═══ DATA EXTRACT

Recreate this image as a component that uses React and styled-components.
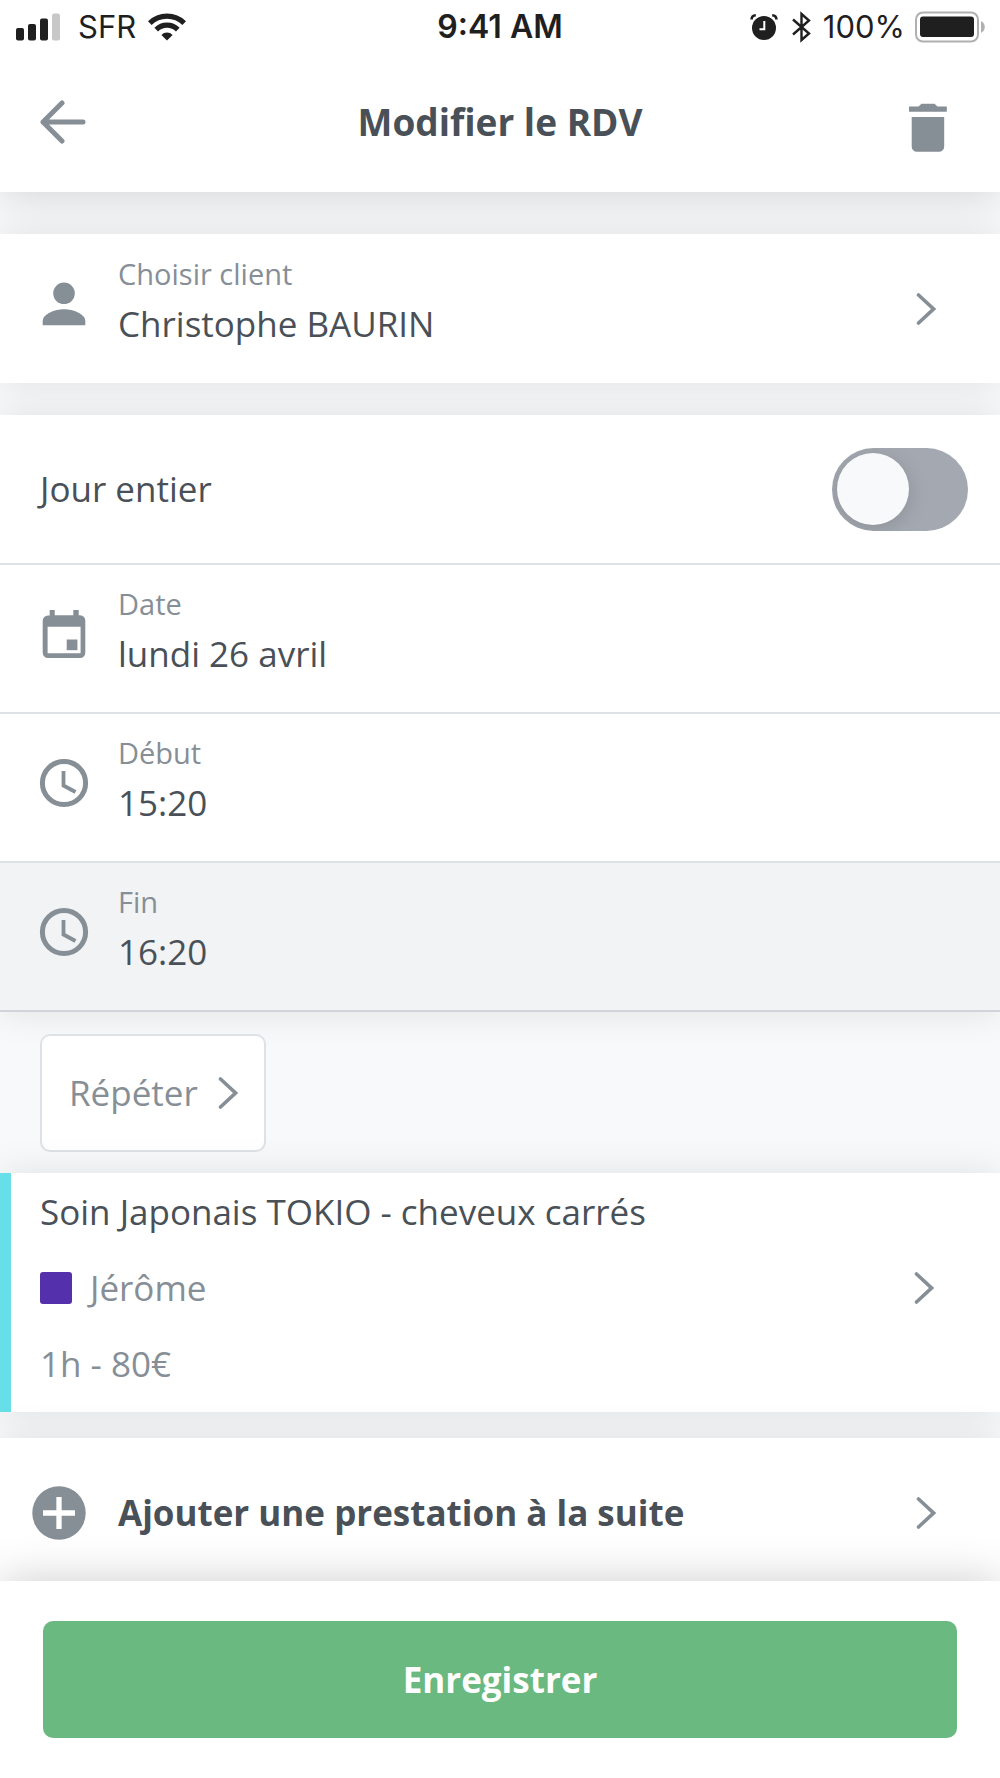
import React, { useState } from 'react';
import styled, { createGlobalStyle } from 'styled-components';


const GlobalStyle = createGlobalStyle`
    * {
        box-sizing: border-box;
    }

    body {
        margin: 0;
        background: #F8F9FA;
        color: #495057;
        font-family: "Open Sans", sans-serif;
        font-size: 35px;
        line-height: 48px;
    }

    button, input {
        margin: 0;
        padding: 0;
        border: 0;
        border-radius: 0;
        background: none;
        color: inherit;
        font: inherit;
        text-align: left;
    }

    button {
        cursor: pointer;
    }

    svg {
        display: block;
        flex: none;
    }
`;

const Page = styled.div`
    display: flex;
    flex-direction: column;
    min-height: 100vh;
`;

const Header = styled.header`
    background: #fff;
    box-shadow: 0 4px 40px rgba(0, 0, 0, 0.15);
`;

const StatusBar = styled.div`
    display: grid;
    grid-template-columns: 1fr auto 1fr;
    align-items: center;
    height: 54px;
    padding: 0 15px;
    color: #1F1F1F;
    font-family: Inter, sans-serif;
    font-size: 31px;
`;

const StatusGroup = styled.div`
    display: flex;
    align-items: center;
    justify-content: ${props => props.$end ? 'flex-end' : 'flex-start'};
`;

const Carrier = styled.span`
    margin: 0 12px 0 17px;
`;

const Time = styled.span`
    font-size: 32px;
    font-weight: 600;
`;

const Percent = styled.span`
    margin: 0 10px 0 11px;
`;

const TitleBar = styled.div`
    display: flex;
    align-items: center;
    justify-content: space-between;
    padding: 35px 40px 37px;
`;

const Title = styled.h1`
    margin: 0;
    font-size: 37px;
    font-weight: bold;
    line-height: 66px;
`;

const IconButton = styled.button`
    display: flex;
    align-items: center;
    justify-content: ${props => props.$end ? 'flex-end' : 'flex-start'};
    width: 64px;
    height: 64px;
    color: #868E96;
`;

const Main = styled.main`
    flex: 1;
`;

const Card = styled.section`
    margin-top: ${props => props.$gap}px;
    background: #fff;
    box-shadow: 0 0 36px rgba(0, 0, 0, 0.1);
`;

const Row = styled.div`
    display: flex;
    align-items: center;
    width: 100%;
    min-height: 149px;
    padding: 0 64px 0 32px;
    border-bottom: ${props => props.$line ? `2px solid ${props.$line}` : '0'};
    background: ${props => props.$active ? '#F1F3F5' : 'transparent'};
`;

const RowIcon = styled.span`
    display: block;
    margin: 0 22px 10px 0;
    color: #868E96;
`;

const FieldText = styled.span`
    display: flex;
    flex: 1;
    flex-direction: column;
    min-width: 0;
    margin-bottom: 20px;
`;

const Label = styled.label`
    color: #868E96;
    font-size: 29px;
    line-height: 50px;
`;

const Value = styled.span`
    line-height: 50px;
`;

const Input = styled.input`
    width: 100%;
    height: 50px;
    outline: none;
`;

const SwitchRow = styled.label`
    display: flex;
    align-items: center;
    justify-content: space-between;
    min-height: 150px;
    padding: 0 32px 0 40px;
    border-bottom: 2px solid #DEE2E6;
`;

const Switch = styled.input`
    appearance: none;
    display: flex;
    align-items: center;
    width: 136px;
    height: 83px;
    padding: 0 5px;
    border-radius: 42px;
    background: #A4A9B1;
    overflow: hidden;
    cursor: pointer;

    &::before {
        content: "";
        width: 72px;
        height: 72px;
        border-radius: 50%;
        background: #F8F9FA;
        box-shadow: 0 4px 20px rgba(0, 0, 0, 0.15);
    }

    &:checked {
        justify-content: flex-end;
        background: #69B980;
    }
`;

const RepeatZone = styled.div`
    padding: 22px 40px 21px;
`;

const RepeatButton = styled.button`
    display: flex;
    align-items: center;
    gap: 20px;
    height: 118px;
    padding: 0 26px 0 27px;
    border: 2px solid #DEE2E6;
    border-radius: 10px;
    background: #fff;
    color: #868E96;
`;

const Service = styled.button`
    display: flex;
    align-items: center;
    justify-content: space-between;
    width: 100%;
    padding: 1px 66px 10px 29px;
    border-left: 11px solid #66DFE9;
    line-height: 76px;
`;

const ServiceLine = styled.span`
    display: flex;
    align-items: center;
    gap: 18px;
    color: ${props => props.$muted ? '#868E96' : 'inherit'};
`;

const Swatch = styled.span`
    width: 32px;
    height: 32px;
    border-radius: 3px;
    background: #5530AD;
`;

const AddButton = styled.button`
    display: flex;
    align-items: center;
    width: 100%;
    min-height: 143px;
    padding: 6px 64px 0 32px;
    font-weight: bold;
`;

const AddText = styled.span`
    flex: 1;
`;

const AddIcon = styled.svg`
    margin-right: 32px;
`;

const Footer = styled.footer`
    position: relative;
    padding: 40px 43px;
    background: #fff;
    box-shadow: 0 0 44px rgba(0, 0, 0, 0.2);
`;

const SaveButton = styled.button`
    width: 100%;
    height: 117px;
    border-radius: 10px;
    background: #69B980;
    color: #fff;
    font-weight: bold;
    text-align: center;
`;


const Chevron = () => (
    <svg width="20" height="34" viewBox="0 0 20 34" fill="none" stroke="#868E96" strokeWidth="3.6" strokeLinecap="round" aria-hidden="true">
        <path d="M2.5 3 17.5 17 2.5 31" />
    </svg>
);

const ClockIcon = () => (
    <svg width="64" height="64" viewBox="0 0 64 64" fill="none" stroke="currentColor" strokeWidth="5">
        <circle cx="32" cy="32" r="21.6" />
        <path d="M31.5 20v14.500L43.500 41" strokeWidth="3.8" />
    </svg>
);

const CalendarIcon = () => (
    <svg width="64" height="64" viewBox="0 0 64 64" fill="currentColor">
        <path fillRule="evenodd" d="M17.700 8h5v5.300h18.600V8h5.400v5.300H48a5.300 5.300 0 0 1 5.300 5.300v32A5.300 5.300 0 0 1 48 56H16a5.300 5.300 0 0 1-5.300-5.300v-32a5.300 5.300 0 0 1 5.300-5.300h1.700zM15.600 24.700v26.600h33V24.700z" />
        <path d="M34.700 37.500h10.700v10.700H34.700z" />
    </svg>
);

const PersonIcon = () => (
    <svg width="64" height="64" viewBox="0 0 64 64" fill="currentColor">
        <circle cx="32" cy="21.300" r="10.800" />
        <path d="M32 37.300c-9 0-21.300 4.500-21.300 12v4h42.600v-4c0-7.500-12.300-12-21.300-12z" />
    </svg>
);


function TimeField({ id, label, value, icon, line, active }) {
    const [text, setText] = useState(value);

    return (
        <Row $line={line} $active={active}>
            <RowIcon>{icon}</RowIcon>
            <FieldText>
                <Label htmlFor={id}>{label}</Label>
                <Input id={id} type="text" value={text} onChange={(e) => setText(e.target.value)} />
            </FieldText>
        </Row>
    );
}

function PhoneStatus() {
    return (
        <StatusBar>
            <StatusGroup>
                <svg width="46" height="28" viewBox="0 0 46 28" fill="currentColor">
                    <rect x="1" y="15" width="8" height="12.500" rx="2" />
                    <rect x="13" y="11" width="8" height="16.500" rx="2" />
                    <rect x="25" y="5.500" width="8" height="22" rx="2" />
                    <rect x="37" y="0.500" width="8" height="27" rx="2" fill="#C8C8C8" />
                </svg>
                <Carrier>SFR</Carrier>
                <svg width="38" height="28" viewBox="0 0 38 28" fill="none" stroke="currentColor" strokeWidth="5.200">
                    <path d="M1.800 10.200a24.500 24.500 0 0 1 34.400 0" />
                    <path d="M8.200 16.600a15.400 15.400 0 0 1 21.600 0" />
                    <path d="M19 27.500l-5.600-5.600a8 8 0 0 1 11.200 0z" fill="currentColor" stroke="none" />
                </svg>
            </StatusGroup>
            <Time>9:41 AM</Time>
            <StatusGroup $end>
                <svg width="28" height="28" viewBox="0 0 28 28" fill="none" stroke="currentColor">
                    <circle cx="14" cy="15" r="12" fill="currentColor" stroke="none" />
                    <path d="M14.300 8v8.200H9.500" stroke="#fff" strokeWidth="2" />
                    <path d="M1.600 6.500C1.600 3.500 3 2.300 5.800 2.200M26.400 6.500c0-3-1.400-4.200-4.200-4.300" strokeWidth="2.600" />
                </svg>
                <svg width="34" height="32" viewBox="0 0 34 32" fill="none" stroke="currentColor" strokeWidth="2.400">
                    <path d="M15 8.500 31 22.500l-7.500 6.500V3l7.500 6.500-16 14" />
                </svg>
                <Percent>100%</Percent>
                <svg width="70" height="32" viewBox="0 0 70 32">
                    <rect x="1" y="1.500" width="62" height="29" rx="7" fill="none" stroke="#B0B0B0" strokeWidth="2" />
                    <rect x="5" y="5.500" width="54" height="20.500" rx="3" fill="currentColor" />
                    <path d="M66 10c5 2.500 5 9.500 0 12z" fill="#B0B0B0" />
                </svg>
            </StatusGroup>
        </StatusBar>
    );
}

function App() {
    const [allDay, setAllDay] = useState(false);

    return (
        <Page>
            <GlobalStyle />
            <Header>
                <PhoneStatus />
                <TitleBar>
                    <IconButton type="button" aria-label="Retour">
                        <svg width="48" height="44" viewBox="0 0 48 44" fill="none" stroke="currentColor" strokeWidth="5" strokeLinecap="round" strokeLinejoin="round">
                            <path d="M22 3 3 22l19 19M3 22h40" />
                        </svg>
                    </IconButton>
                    <Title>Modifier le RDV</Title>
                    <IconButton type="button" aria-label="Supprimer" $end>
                        <svg width="51" height="62" viewBox="0 0 51 62" fill="currentColor">
                            <path d="M2.700 26h32.500v29.500a5.300 5.300 0 0 1-5.300 5.300H8a5.300 5.300 0 0 1-5.300-5.300zM0 15.500h9.500l3-2.800h13l3 2.800h9.300v5.300H0z" />
                        </svg>
                    </IconButton>
                </TitleBar>
            </Header>

            <Main>
                {/* client */}
                <Card $gap={42}>
                    <Row as="button" type="button">
                        <RowIcon><PersonIcon /></RowIcon>
                        <FieldText>
                            <Label as="span">Choisir client</Label>
                            <Value>Christophe BAURIN</Value>
                        </FieldText>
                        <Chevron />
                    </Row>
                </Card>

                {/* date and time */}
                <Card $gap={32}>
                    <SwitchRow>
                        Jour entier
                        <Switch type="checkbox" role="switch" checked={allDay} onChange={() => setAllDay(!allDay)} />
                    </SwitchRow>
                    <TimeField id="date" label="Date" value="lundi 26 avril" icon={<CalendarIcon />} line="#DEE2E6" />
                    <TimeField id="start" label="Début" value="15:20" icon={<ClockIcon />} line="#DEE2E6" />
                    <TimeField id="end" label="Fin" value="16:20" icon={<ClockIcon />} line="#CED4DA" active />
                </Card>

                <RepeatZone>
                    <RepeatButton type="button">
                        Répéter
                        <Chevron />
                    </RepeatButton>
                </RepeatZone>

                {/* booked service */}
                <Card $gap={0}>
                    <Service type="button">
                        <span>
                            <ServiceLine>Soin Japonais TOKIO - cheveux carrés</ServiceLine>
                            <ServiceLine $muted><Swatch />Jérôme</ServiceLine>
                            <ServiceLine $muted>1h - 80€</ServiceLine>
                        </span>
                        <Chevron />
                    </Service>
                </Card>

                <Card $gap={26}>
                    <AddButton type="button">
                        <AddIcon width="54" height="54" viewBox="0 0 54 54">
                            <circle cx="27" cy="27" r="26.700" fill="#868E96" />
                            <path d="M27 11v32M11 27h32" stroke="#fff" strokeWidth="5.300" />
                        </AddIcon>
                        <AddText>Ajouter une prestation à la suite</AddText>
                        <Chevron />
                    </AddButton>
                </Card>
            </Main>

            <Footer>
                <SaveButton type="button">Enregistrer</SaveButton>
            </Footer>
        </Page>
    );
}

export default App;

══════

• [TASK REQUIREMENTS]:
Search the data for "React" and list every line in which it occurs.

• [OUTPUT OF THE EXERCISE]:
Recreate this image as a component that uses React and styled-components.
import React, { useState } from 'react';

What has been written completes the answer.